Beckman Coulter launches the ClearLLab 10C System for the clinical flow cytometry lab. The new system includes the first 10-color CE-IVD panels of immunophenotyping reagents for both lymphoid and myeloid lineages. The tubes utilize DURA Innovations dry reagent technology for the panels, which requires no refrigeration.
Alongside the panels, the integrated ClearLLab 10C system comprises:
- ClearLLab Control Cells -a liquid preparation of stabilized human erythrocytes and leukocytes (lymphocytes monocytes and granulocytes) - the first application-specific IVD control cells for L&L immunophenotyping as part of a validated system. ClearLLab Control Cells include assay values for the 27 markers currently available on the four ClearLLab10C panels, available for both normal and abnormal controls.
- New ClearLLab Compensation Beads for establishing compensation using the ClearLLab compensation kit, which includes 10 single color tubes for each compensation setup.
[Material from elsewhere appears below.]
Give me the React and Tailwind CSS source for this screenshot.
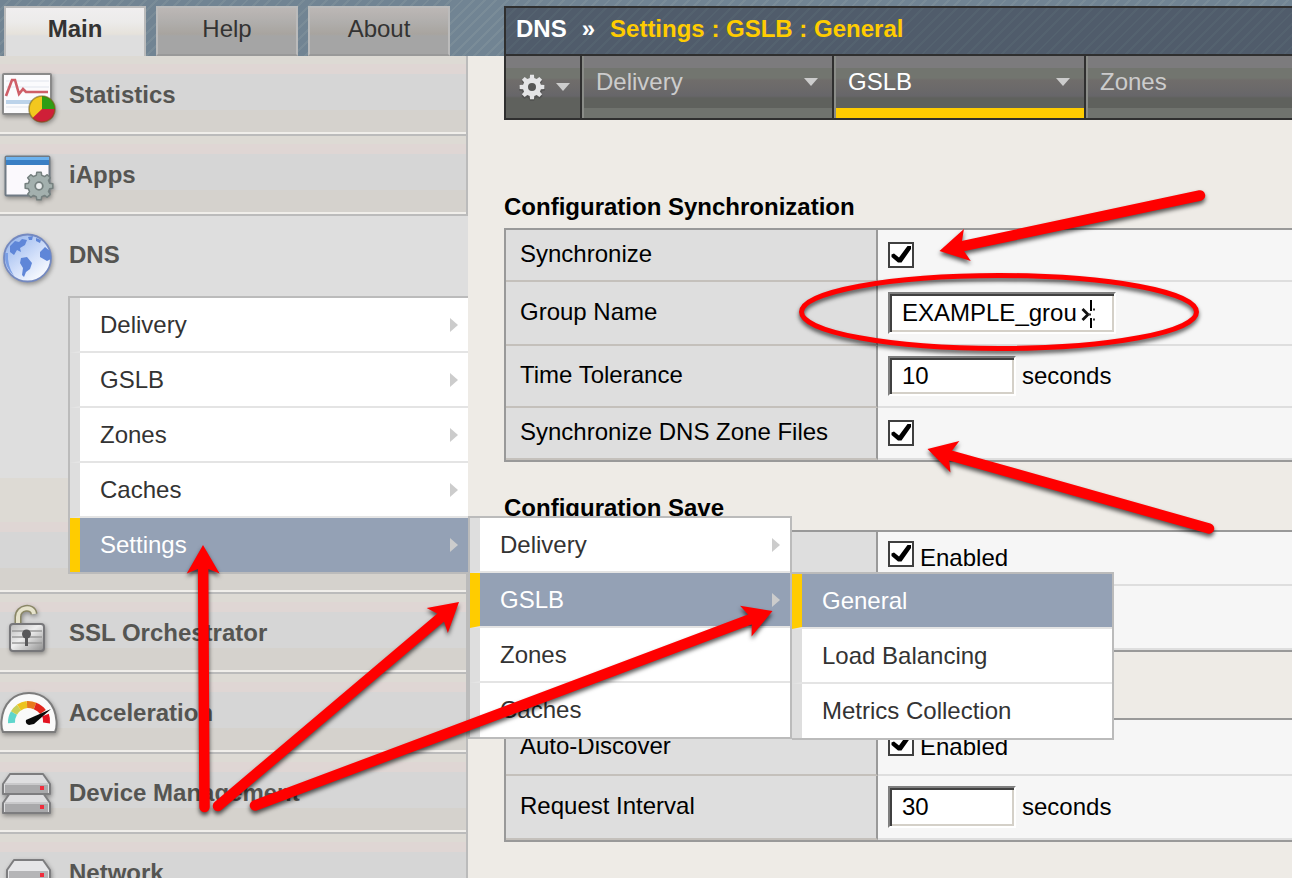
import React from "react";

const svgBox = "h-[76px] w-[69px] shrink-0 drop-shadow-[1px_2px_2px_rgba(0,0,0,0.35)]";

function gearPath(cx, cy, outer, inner, teeth) {
  const pts = [];
  const step = (Math.PI * 2) / teeth;
  for (let i = 0; i < teeth; i++) {
    const a = i * step - Math.PI / 2;
    [
      [-0.32, inner],
      [-0.2, outer],
      [0.2, outer],
      [0.32, inner],
    ].forEach(([f, r]) => {
      pts.push(`${(cx + r * Math.cos(a + f * step)).toFixed(2)},${(cy + r * Math.sin(a + f * step)).toFixed(2)}`);
    });
  }
  return `M${pts.join("L")}Z`;
}

function StatisticsIcon() {
  return (
    <svg className={svgBox} viewBox="0 0 69 76" aria-hidden="true">
      <rect x="3" y="17" width="48" height="40" rx="1" fill="#fbfbfd" stroke="#8a8a8a" strokeWidth="2" />
      <path d="M6 24H49M6 30H49M6 50H49" stroke="#eef0f5" strokeWidth="2" />
      <path d="M6 45H36" stroke="#bcd3ea" strokeWidth="4" />
      <path d="M6 39L12 23H15L19 37L23 32L26 35H48" fill="none" stroke="#cf5f68" strokeWidth="2.600" />
      <circle cx="42" cy="52" r="13" fill="#f2c81f" />
      <path d="M42 52V39A13 13 0 0 1 55 52Z" fill="#2f9e14" />
      <path d="M42 52H55A13 13 0 0 1 32.500 61Z" fill="#cf1f38" />
      <circle cx="42" cy="52" r="13" fill="none" stroke="#6b5a1c" strokeOpacity="0.55" strokeWidth="1.600" />
    </svg>
  );
}

function IAppsIcon() {
  return (
    <svg className={svgBox} viewBox="0 0 69 76" aria-hidden="true">
      <rect x="5.500" y="19.500" width="44" height="39" rx="1" fill="#fbf9fd" stroke="#707a84" strokeWidth="2" />
      <rect x="6" y="20" width="43" height="4" fill="#6cb2ee" />
      <rect x="6" y="23" width="43" height="5" fill="#3a7fc4" />
      <path d={gearPath(39, 49, 14, 11, 8)} fill="#a3b0ae" stroke="#75807f" strokeWidth="1.500" strokeLinejoin="round" />
      <circle cx="39" cy="49" r="3.800" fill="#eceff0" stroke="#75807f" strokeWidth="1.800" />
    </svg>
  );
}

function GlobeIcon() {
  return (
    <svg className={svgBox} viewBox="0 0 69 76" aria-hidden="true">
      <defs>
        <linearGradient id="globe" x1="0" y1="0" x2="0.8" y2="1">
          <stop offset="0" stopColor="#8caeea" />
          <stop offset="0.6" stopColor="#d3e0fa" />
          <stop offset="1" stopColor="#ffffff" />
        </linearGradient>
      </defs>
      <circle cx="27.500" cy="41" r="23.500" fill="url(#globe)" stroke="#7489c0" strokeWidth="1.800" />
      <path
        d="M10 29L15 24L19 25L22 22L27 23L25 28L20 31L21 35L17 33L14 38L10 35ZM28 20L33 19L32 23L29 23ZM21 41L27 40L32 46L30 52L26 55L24 60L22 58L23 51L20 46ZM40 35L45 30L50 34L51 42L47 44L40 40ZM36 21L41 23L40 26L36 24Z"
        fill="#5f86d8"
      />
      <path d="M5 36Q4 50 14 59Q7 48 8 36Z" fill="#7a9ee4" />
    </svg>
  );
}

function LockIcon() {
  return (
    <svg className={svgBox} viewBox="0 0 69 76" aria-hidden="true">
      <defs>
        <linearGradient id="lock" x1="0" y1="0" x2="1" y2="1">
          <stop offset="0" stopColor="#b9b9b9" />
          <stop offset="0.45" stopColor="#efefef" />
          <stop offset="1" stopColor="#8c8c8c" />
        </linearGradient>
      </defs>
      <path d="M18 30V22C18 12 33 10 34 19" fill="none" stroke="#8a8766" strokeWidth="7" />
      <path d="M18 30V22C18 12 33 10 34 19" fill="none" stroke="#e6e3cc" strokeWidth="4" />
      <rect x="10" y="29" width="34" height="27" rx="3" fill="url(#lock)" stroke="#77777a" strokeWidth="2" />
      <path d="M12 36H42M12 42H42M12 48H42" stroke="#9b9b9b" strokeWidth="1.400" />
      <circle cx="26.500" cy="39" r="4.500" fill="#58585a" />
      <path d="M25 40H28L28 51H25Z" fill="#58585a" />
    </svg>
  );
}

function GaugeIcon() {
  return (
    <svg className={svgBox} viewBox="0 0 69 76" aria-hidden="true">
      <path d="M3 57Q1 53 1.500 46C3 28 14 18 29 18S55 28 56.500 46Q57 53 55 57Z" fill="#fafafa" stroke="#7c7c7c" strokeWidth="2" strokeLinejoin="round" />
      <g fill="none" strokeWidth="7">
        <path d="M11.500 48A17.500 17.500 0 0 1 14 38" stroke="#5fd6cc" />
        <path d="M14 38A17.500 17.500 0 0 1 19 32.500" stroke="#c9cf58" />
        <path d="M19 32.500A17.500 17.500 0 0 1 27 29.500" stroke="#ecc31d" />
        <path d="M27 29.500A17.500 17.500 0 0 1 35 31" stroke="#e8791c" />
        <path d="M35 31A17.500 17.500 0 0 1 43 37" stroke="#e2261c" />
        <path d="M45.500 40A17.500 17.500 0 0 1 46.500 48" stroke="#e31220" />
      </g>
      <path d="M51 34L26 45Q25 49 29 50L34 49Z" fill="#0a0a0a" />
    </svg>
  );
}

function ServerUnit({ y }) {
  return (
    <g>
      <path d={`M3 ${y + 10}L10 ${y}H43L50 ${y + 10}V${y + 20}H3Z`} fill="#dedee0" stroke="#7d7d7f" strokeWidth="2" strokeLinejoin="round" />
      <rect x="5" y={y + 11} width="43" height="8" fill="#a9a9ab" />
      <rect x="5" y={y + 9} width="43" height="2" fill="#c9c9cb" />
      <rect x="40" y={y + 12} width="4" height="4" fill="#f02c3c" />
    </g>
  );
}

function DeviceIcon() {
  return (
    <svg className={svgBox} viewBox="0 0 69 76" aria-hidden="true">
      <ServerUnit y={38} />
      <ServerUnit y={19} />
    </svg>
  );
}

function NetworkIcon() {
  return (
    <svg className={svgBox} viewBox="0 0 69 76" aria-hidden="true">
      <path d="M7 35L14 25H43L50 35V56H7Z" fill="#e6e6e8" stroke="#7d7d7f" strokeWidth="2" strokeLinejoin="round" />
      <rect x="9" y="36" width="39" height="18" fill="#b5b5b7" />
      <rect x="40" y="38" width="4" height="4" fill="#f02c3c" />
    </svg>
  );
}

const rowBands =
  "bg-[linear-gradient(to_bottom,#dddad4_0_8px,#dfd6d4_8px_18px,#d6d6d6_18px_54px,#d5d2cd_54px_76px,#f0eeea_76px)]";

function SidebarRow({ icon, label }) {
  return (
    <a href="#" className={`flex h-20 shrink-0 items-center border-r-2 border-b-2 border-[#bbbbbb] font-bold text-[#555552] ${rowBands}`}>
      {icon}
      {label}
    </a>
  );
}

function MenuItem({ label, active, arrow, last, children }) {
  return (
    <li className="relative">
      <a
        href="#"
        className={`flex items-center justify-between border-l-[10px] pr-2.5 pl-5 ${
          last ? "h-[54px]" : "h-[55px] border-b-2 border-b-[#e4e4e4]"
        } ${active ? "border-l-[#ffcc00] bg-[#94a1b5] text-white" : "border-l-[#dedede] bg-white text-[#333333]"}`}
      >
        {label}
        {arrow && (
          <svg className="h-3.5 w-2" viewBox="0 0 8 14" aria-hidden="true">
            <path d="M0 0L8 7L0 14Z" fill="#cccccc" />
          </svg>
        )}
      </a>
      {children}
    </li>
  );
}

function Tab({ label, active }) {
  return (
    <button
      type="button"
      className={
        active
          ? "w-[142px] border-2 border-b-0 border-[#bbbbbb] bg-[linear-gradient(to_bottom,#f0eeef_0,#ecebea_14px,#e6e2db_26px,#dedede_28px)] pb-1.5 font-bold text-[#333333]"
          : "w-[142px] border-2 border-[#bbbbbb] border-b-[#999999] bg-[linear-gradient(to_bottom,#bcb7b5_0,#b0aeac_14px,#a8a49f_26px,#a5a5a5_28px)] pb-1 text-[#333333]"
      }
    >
      {label}
    </button>
  );
}

function DownTriangle() {
  return (
    <svg className="h-2 w-3.5 shrink-0" viewBox="0 0 14 8" aria-hidden="true">
      <path d="M0 0H14L7 8Z" fill="#cccccc" />
    </svg>
  );
}

function SectionTab({ label, active, arrow }) {
  return (
    <div className={`flex border-l-2 border-l-[#8a8c88] ${arrow ? "w-[252px] shrink-0 border-r-2 border-r-[#2f2f2f]" : "min-w-0 flex-1"}`}>
      <button
        type="button"
        className={`flex flex-1 items-center justify-between border-b-[10px] bg-[linear-gradient(to_bottom,#7c7b7d_0_12px,#72756f_12px_22px,#706d6b_24px,#676669_40px,#5f615d_42px)] pr-3.5 pl-3 ${
          active ? "border-b-[#ffcc00] text-white" : "border-b-[#70736e] text-[#cccccc]"
        }`}
      >
        {label}
        {arrow && <DownTriangle />}
      </button>
    </div>
  );
}

function CheckBox({ id, label }) {
  return (
    <span className="grid shrink-0 grid-cols-[26px]">
      <input
        id={id}
        type="checkbox"
        defaultChecked
        aria-label={label}
        className="peer col-start-1 row-start-1 size-[26px] appearance-none border-2 border-[#404040] bg-white"
      />
      <svg className="pointer-events-none invisible col-start-1 row-start-1 size-[26px] peer-checked:visible" viewBox="0 0 26 26" aria-hidden="true">
        <path d="M3.500 12.500L6 11.500L11 15.500L19.500 4H23V7L13.500 20.500H10L3.500 15Z" fill="#000000" />
      </svg>
    </span>
  );
}

const inputLook =
  "border-2 border-t-[#7f7f7f] border-r-white border-b-white border-l-[#7f7f7f] bg-white pl-3 text-black outline-none shadow-[inset_2px_2px_0_#404040,inset_-2px_-2px_0_#d4d0c8]";

function SettingsTable({ className = "", children }) {
  return (
    <table className={`w-full border-separate border-spacing-0 border-y-2 border-l-2 border-[#999999] ${className}`}>
      <tbody>{children}</tbody>
    </table>
  );
}

function SettingRow({ height, label, htmlFor, valueClass = "", children }) {
  return (
    <tr>
      <td className={`w-[372px] border-r-2 border-b-2 border-r-[#999999] border-b-[#c4c0bb] bg-[#dedede] p-0 pb-0.5 pl-3.5 ${height}`}>
        {label && <label htmlFor={htmlFor}>{label}</label>}
      </td>
      <td className={`border-b-2 border-[#dedede] bg-[#f6f6f6] p-0 pl-2.5 ${valueClass}`}>{children}</td>
    </tr>
  );
}

function EnabledBox({ id }) {
  return (
    <div className="flex items-center gap-1.5">
      <span className="mb-1 flex">
        <CheckBox id={id} />
      </span>
      <label htmlFor={id} className="pt-1">
        Enabled
      </label>
    </div>
  );
}

function Arrow({ from, to }) {
  const dx = from[0] - to[0];
  const dy = from[1] - to[1];
  const len = Math.hypot(dx, dy);
  const ux = dx / len;
  const uy = dy / len;
  const at = (along, side) => `${to[0] + ux * along - uy * side} ${to[1] + uy * along + ux * side}`;
  return (
    <g>
      <path d={`M${at(20, 0)}L${from[0]} ${from[1]}`} stroke="#ff0000" strokeWidth="10.500" strokeLinecap="round" />
      <path d={`M${at(0, 0)}L${at(28.5, 16.4)}L${at(22, 0)}L${at(28.5, -16.4)}Z`} fill="#ff0000" />
    </g>
  );
}

function Annotations() {
  return (
    <svg className="pointer-events-none absolute inset-0 z-50 h-full w-full drop-shadow-[0_3px_2px_rgba(0,0,0,0.65)]" aria-hidden="true">
      <Arrow from={[1200, 195.5]} to={[939.5, 251]} />
      <Arrow from={[1209, 528.5]} to={[927.5, 449]} />
      <Arrow from={[204.5, 807]} to={[203, 545]} />
      <Arrow from={[218, 806]} to={[459, 602]} />
      <Arrow from={[255, 805.5]} to={[772.5, 611]} />
      <ellipse cx="999" cy="312" rx="197.500" ry="36.500" fill="none" stroke="#ff0000" strokeWidth="5" />
    </svg>
  );
}

export default function App() {
  return (
    <div className="relative flex h-screen overflow-hidden bg-[#eeebe6] bg-[repeating-linear-gradient(135deg,#718493_0_6px,#7a8c98_6px_8px)] bg-[length:100%_56px] bg-no-repeat font-['Liberation_Sans',Arial,sans-serif] text-2xl leading-7 text-black">
      <aside className="z-10 flex w-[468px] shrink-0 flex-col">
        <div className="flex h-14 shrink-0 gap-2.5 pt-1.5 pl-1">
          <Tab label="Main" active />
          <Tab label="Help" />
          <Tab label="About" />
        </div>
        <nav className="flex flex-col">
          <SidebarRow icon={<StatisticsIcon />} label="Statistics" />
          <SidebarRow icon={<IAppsIcon />} label="iApps" />
          <div className="shrink-0 border-b-2 border-[#bbbbbb] bg-[linear-gradient(to_top,#f0eeea_0_2px,#d5d2cd_2px_24px,#d6d6d6_24px_60px,#dfd6d4_60px_70px,#dddad4_70px_114px,#dedede_114px)]">
            <a href="#" className="flex h-20 items-center pb-0.5 font-bold text-[#555552]">
              <GlobeIcon />
              DNS
            </a>
            <ul className="ml-[68px] border-y-2 border-l-2 border-[#bbbbbb]">
              <MenuItem label="Delivery" arrow />
              <MenuItem label="GSLB" arrow />
              <MenuItem label="Zones" arrow />
              <MenuItem label="Caches" arrow />
              <MenuItem label="Settings" arrow active last>
                <ul className="absolute -top-0.5 left-full w-[324px] border-2 border-[#bbbbbb]">
                  <MenuItem label="Delivery" arrow />
                  <MenuItem label="GSLB" arrow active>
                    <ul className="absolute -top-px left-full ml-0.5 w-[322px] border-2 border-l-0 border-[#bbbbbb]">
                      <MenuItem label="General" active />
                      <MenuItem label="Load Balancing" />
                      <MenuItem label="Metrics Collection" last />
                    </ul>
                  </MenuItem>
                  <MenuItem label="Zones" />
                  <MenuItem label="Caches" last />
                </ul>
              </MenuItem>
            </ul>
            <div className="h-[18px] border-r-2 border-[#bbbbbb]" />
          </div>
          <SidebarRow icon={<LockIcon />} label="SSL Orchestrator" />
          <SidebarRow icon={<GaugeIcon />} label="Acceleration" />
          <SidebarRow icon={<DeviceIcon />} label="Device Management" />
          <SidebarRow icon={<NetworkIcon />} label="Network" />
        </nav>
      </aside>

      <main className="min-w-0 flex-1 pt-1.5 pl-9">
        <header className="border-y-2 border-l-2 border-[#2f2f2f]">
          <h1 className="flex h-[46px] items-center gap-[15px] bg-[repeating-linear-gradient(135deg,#505c6b_0_6px,#54626f_6px_8px)] pb-1 pl-2.5 font-bold text-white">
            <span>DNS</span>
            <span>»</span>
            <span className="whitespace-nowrap text-[#ffcc00]">Settings : GSLB : General</span>
          </h1>
          <div className="flex h-16 border-t-2 border-[#2f2f2f]">
            <button
              type="button"
              aria-label="Options"
              className="flex w-[76px] shrink-0 items-center gap-2.5 border-r-2 border-[#2f2f2f] bg-[linear-gradient(to_bottom,#7c7b7d_0_12px,#72756f_12px_22px,#706d6b_24px,#676669_40px,#5f615d_42px)] pl-3"
            >
              <svg className="size-7 shrink-0" viewBox="0 0 28 28" aria-hidden="true">
                <path d={gearPath(14, 15.5, 13, 10.5, 8)} fill="#4d4d4d" opacity="0.7" />
                <path fillRule="evenodd" d={`${gearPath(14, 14, 12.5, 9.2, 8)}M14 10A4 4 0 1 0 14 18A4 4 0 1 0 14 10Z`} fill="#e4e4e6" />
              </svg>
              <DownTriangle />
            </button>
            <SectionTab label="Delivery" arrow />
            <SectionTab label="GSLB" arrow active />
            <SectionTab label="Zones" />
          </div>
        </header>

        <h2 className="mt-[73px] mb-[7px] font-bold">Configuration Synchronization</h2>
        <SettingsTable>
          <SettingRow height="h-[52px]" label="Synchronize" htmlFor="sync">
            <CheckBox id="sync" />
          </SettingRow>
          <SettingRow height="h-16" label="Group Name" htmlFor="group">
            <div className="relative w-[228px]">
              <input id="group" type="text" defaultValue="EXAMPLE_grou" className={`h-[42px] w-full pr-9 ${inputLook}`} />
              <svg className="pointer-events-none absolute top-2 right-5 h-7 w-4" viewBox="0 0 16 28" aria-hidden="true">
                <path d="M2.500 9L8 14.500L2.500 20" fill="none" stroke="#111111" strokeWidth="2.800" />
                <path d="M11 0V11M11 18V28" stroke="#000000" strokeWidth="2" />
                <path d="M8 14.500L11 14.500M13 9.500H15M13 19.500H15" stroke="#333333" strokeWidth="2" />
              </svg>
            </div>
          </SettingRow>
          <SettingRow height="h-[62px]" label="Time Tolerance" htmlFor="tolerance">
            <div className="flex items-center gap-1.5">
              <input id="tolerance" type="text" defaultValue="10" className={`h-10 w-32 ${inputLook}`} />
              <span>seconds</span>
            </div>
          </SettingRow>
          <SettingRow height="h-[52px]" label="Synchronize DNS Zone Files" htmlFor="zones">
            <CheckBox id="zones" />
          </SettingRow>
        </SettingsTable>

        <h2 className="mt-8 mb-2 font-bold">Configuration Save</h2>
        <SettingsTable>
          <SettingRow height="h-[54px]" valueClass="pb-1">
            <EnabledBox id="save" />
          </SettingRow>
          <SettingRow height="h-16" />
        </SettingsTable>

        <SettingsTable className="mt-[66px]">
          <SettingRow height="h-14" label="Auto-Discover" htmlFor="discover" valueClass="pb-1">
            <EnabledBox id="discover" />
          </SettingRow>
          <SettingRow height="h-16" label="Request Interval" htmlFor="interval">
            <div className="flex items-center gap-1.5">
              <input id="interval" type="text" defaultValue="30" className={`h-[42px] w-32 ${inputLook}`} />
              <span>seconds</span>
            </div>
          </SettingRow>
        </SettingsTable>
      </main>

      <Annotations />
    </div>
  );
}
- Enhanced QC features of Kaluza C analysis software, v1.1 or higher.
The ClearLLab 10C System incorporates the company’s new Kaluza C software to streamline and standardize clinical QC reporting to international guidelines.
It delivers high-quality results from dry unitized combinations of CD (cluster of differentiation) markers, using Beckman Coulter’s DURA Innovations dry technology. These pre-formulated antibody combinations help the lab avoid the potential errors of manual antibody cocktail preparation.
The four ClearLLab 10C panels are designed specifically to run on Beckman Coulter’s Navios and Navios EX flow cytometers, with new, advanced Navios compensation setup software.
When using the ClearLLab 10C system, compensation is only required on initial set-up of the application, when daily QC fails, after instrument service as needed, or when switching to a new lot of Flow-Set Pro.
With the ClearLLab 10C System, laboratories now have a portfolio of flow cytometric tools - enabling them to provide accurate patient results for L&L analysis in a compliant lab setting, without needing to carry out extensive manual validation, preparation and QC tasks.
ClearLLab 10C is also supported by a unique, training resource, the ClearLLab 10C case book. This provides 24 diagnostic vignettes giving characteristic findings after flow cytometric analysis, with expert assessment by hematopathologists. Labs can also compare the interpretation of their own findings with the analysis in the casebook.
The ClearLLab 10C System is an integrated solution, offering labs standardized workflow that delivers greater confidence in the consistency and reliability of their clinical findings.
Further, it reduces the time-consuming, error-prone pipetting steps of lab-developed tests, replacing them with a more time-efficient alternative that also simplifies clinical QC reporting.”
Dr. Mario Koksch, Vice President of Cytometry at Beckman Coulter
With the ClearLLab 10C System, workflow is reduced to four straightforward, standardized steps– sample processing, sample acquisition, reporting and validation (see Figure).
The reagents can be used with peripheral whole blood (collected in K2EDTA, Acid Citrate Dextrose (ACD) or Heparin), bone marrow (collected in K2EDTA, Acid Citrate Dextrose (ACD) or Heparin) and lymph node specimens.
In 2017, the five- color ClearLLab Reagents panels were the first pre-formulated, IVD antibody cocktails for leukemia and lymphoma immunophenotyping to be approved by the FDA de novo process for in vitro diagnostic use in the US.
The FDA confirmed that they provided ‘consistent results to aid in the diagnoses of these serious cancers’ after evaluating data from a multi-site clinical study (which compared panel results to alternative detection methods).
ClearLLab reagents follow the 2006 Bethesda International Consensus Recommendations on the Flow Cytometric Immunophenotypic Analysis of Hematolymphoid Neoplasia. They are compatible with the World Health Organization (WHO) 2016-revised classification of myeloid neoplasms and acute leukemia.
WHO, in collaboration with the European Association for Hematopathology and the Society for Hematopathology, recently made important changes to the classification of these diseases. These included new criteria for the recognition of some previously described neoplasms as well as clarification and refinement of the defining criteria for others.